Export JSON, CSV, or Excel, or read the dataset with the Apify API for automated pipelines.
| Field | Description | Example |
|---|---|---|
| url | Page URL | https://docs.example.com/getting-started |
| title | Page title | Getting Started Guide |
| text | Extracted content (Markdown/text/HTML) | # Getting Started\n\nWelcome to our platform... |
| metadata.description | Meta description | Learn how to get started with our platform |
| metadata.languageCode | Language code | en |
| crawl.depth | Crawl depth from start URL | 2 |
| crawl.loadedAt | When the page was crawled | 2026-02-10T14:30:00.000Z |
Actor highlights
| Topic | Details |
|---|---|
| Output formats | Markdown, HTML, plain text |
| JavaScript | Adaptive rendering: fast HTTP where possible, browser where needed |
| Link discovery | Follows internal links with configurable depth and caps |
| Cleaning | Strips boilerplate such as nav and chrome where the Actor allows |
| AI-oriented Markdown | Structured headings and text friendly for chunking |
| Scale | Suitable for large crawls when you set limits and monitor cost |
Use cases
- RAG: Crawl docs or help centers, chunk Markdown, and embed into Pinecone, Qdrant, Milvus, or Weaviate. Pair this with Data for AI & RAG.
- LLM training / fine-tuning prep: Export consistent plain text or Markdown corpora (respect licensing and robots rules).
- Research & competitive intel: Archive readable article text for analysis without copying unrelated chrome.
- Migration: Move legacy HTML sites into Markdown for a new CMS.
- SEO content QA: Inventory titles, descriptions, and thin pages when combined with your own scoring.
Pricing notes
The Website Content Crawler bills on a pay-per-usage model (you pay for the platform Compute Units a run consumes). README examples often cite ~$0.20–$5.00 per 1,000 pages depending on rendering and site weight: static pages skew cheaper than heavy JS. Reconcile with the live Pricing tab before scaling.
Start with low max pages, confirm row quality, then widen scope.
It is a Store Actor that crawls websites within the limits you set and writes one dataset row per page with full-text content (Markdown, HTML, or plain text) plus metadata. It is optimized for content extraction rather than scraping individual price or SKU fields.
Yes. It uses adaptive rendering: lightweight HTTP fetching when sufficient and browser-based rendering when the page needs JavaScript to expose the main content.
The Website Content Crawler uses pay-per-usage billing, so you pay for the Apify platform Compute Units a run consumes. README examples often show roughly $0.20 to $5.00 per thousand pages depending on complexity. Always read the Actor Pricing tab and your workspace billing settings before large jobs.
Yes. Markdown output is especially convenient for chunking and embeddings. Combine exported rows with vector databases and orchestration tools such as LangChain or LlamaIndex.
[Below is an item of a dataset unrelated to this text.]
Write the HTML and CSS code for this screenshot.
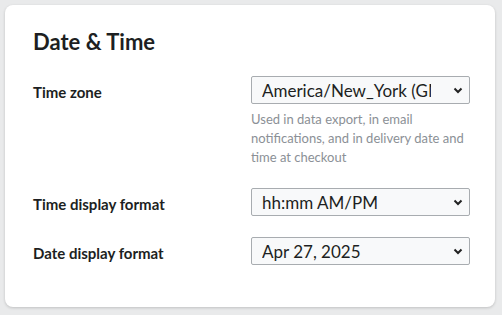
FILE: index.html
```html
<!DOCTYPE html>
<html>
<head>
<meta charset="utf-8">
<link rel="stylesheet" href="styles.css">
</head>
<body>
<div class="card">
  <h2 class="title">Date &amp; Time</h2>
  <div class="form">
    <div class="row">
      <div class="label">Time zone</div>
      <div class="control">
        <div class="select">
          <span class="value">America/New_York (GMT-04:00)</span>
          <svg class="chev" width="10" height="7" viewBox="0 0 10 7"><path d="M1.5 1.5 L5 5 L8.5 1.5" fill="none" stroke="#222" stroke-width="2"/></svg>
        </div>
        <p class="hint">Used in data export, in email notifications, and in delivery date and time at checkout</p>
      </div>
    </div>
    <div class="row">
      <div class="label">Time display format</div>
      <div class="control">
        <div class="select">
          <span class="value">hh:mm AM/PM</span>
          <svg class="chev" width="10" height="7" viewBox="0 0 10 7"><path d="M1.5 1.5 L5 5 L8.5 1.5" fill="none" stroke="#222" stroke-width="2"/></svg>
        </div>
      </div>
    </div>
    <div class="row">
      <div class="label">Date display format</div>
      <div class="control">
        <div class="select">
          <span class="value">Apr 27, 2025</span>
          <svg class="chev" width="10" height="7" viewBox="0 0 10 7"><path d="M1.5 1.5 L5 5 L8.5 1.5" fill="none" stroke="#222" stroke-width="2"/></svg>
        </div>
      </div>
    </div>
  </div>
</div>
</body>
</html>
```
FILE: styles.css
```css
html, body { margin: 0; padding: 0; }
body {
  background: #e9eaeb;
  font-family: Lato, "Noto Sans", sans-serif;
  color: #1d1f22;
  padding: 5px 7px 8px 5px;
  width: 502px;
  height: 315px;
  box-sizing: border-box;
}
.card {
  background: #fff;
  border-radius: 8px;
  box-shadow: 0 1px 3px rgba(0,0,0,0.18);
  padding: 22px 25px 42px 28px;
  height: 302px;
  box-sizing: border-box;
}
.title {
  margin: 0;
  font-size: 22px;
  font-weight: 700;
  line-height: 30px;
  color: #1d1f22;
}
.form {
  display: flex;
  flex-direction: column;
  gap: 21px;
  margin-top: 19px;
}
.row {
  display: grid;
  grid-template-columns: 218px 219px;
  align-items: start;
}
.label {
  font-size: 15px;
  font-weight: 700;
  line-height: 24px;
  padding-top: 4px;
}
.select {
  display: flex;
  align-items: center;
  height: 28px;
  box-sizing: border-box;
  border: 1px solid #a8acb0;
  border-radius: 2px;
  background: #f8f9fa;
  padding: 0 6px 0 10px;
  font-size: 17px;
  color: #1d1f22;
}
.value {
  flex: 1;
  overflow: hidden;
  white-space: nowrap;
  margin-right: 22px;
}
.chev { flex: none; }
.hint {
  margin: 6px 0 0 0;
  font-size: 13px;
  line-height: 19px;
  color: #8b9096;
}
```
Use the Website Content Crawler when you need readable article or documentation text across many URLs. Use the Web Scraper (or targeted Actors) when you need structured fields like prices, SKUs, or ratings.
Legality depends on jurisdiction, site terms, and how you use the data. This page is not legal advice. Review your compliance obligations and see our Is Apify legal? overview for general guidance.
Crawling discovers URLs by following links (within your depth and domain rules). Scraping extracts data from each visited page. This Actor does both: it crawls according to your settings and scrapes main content from each page it visits.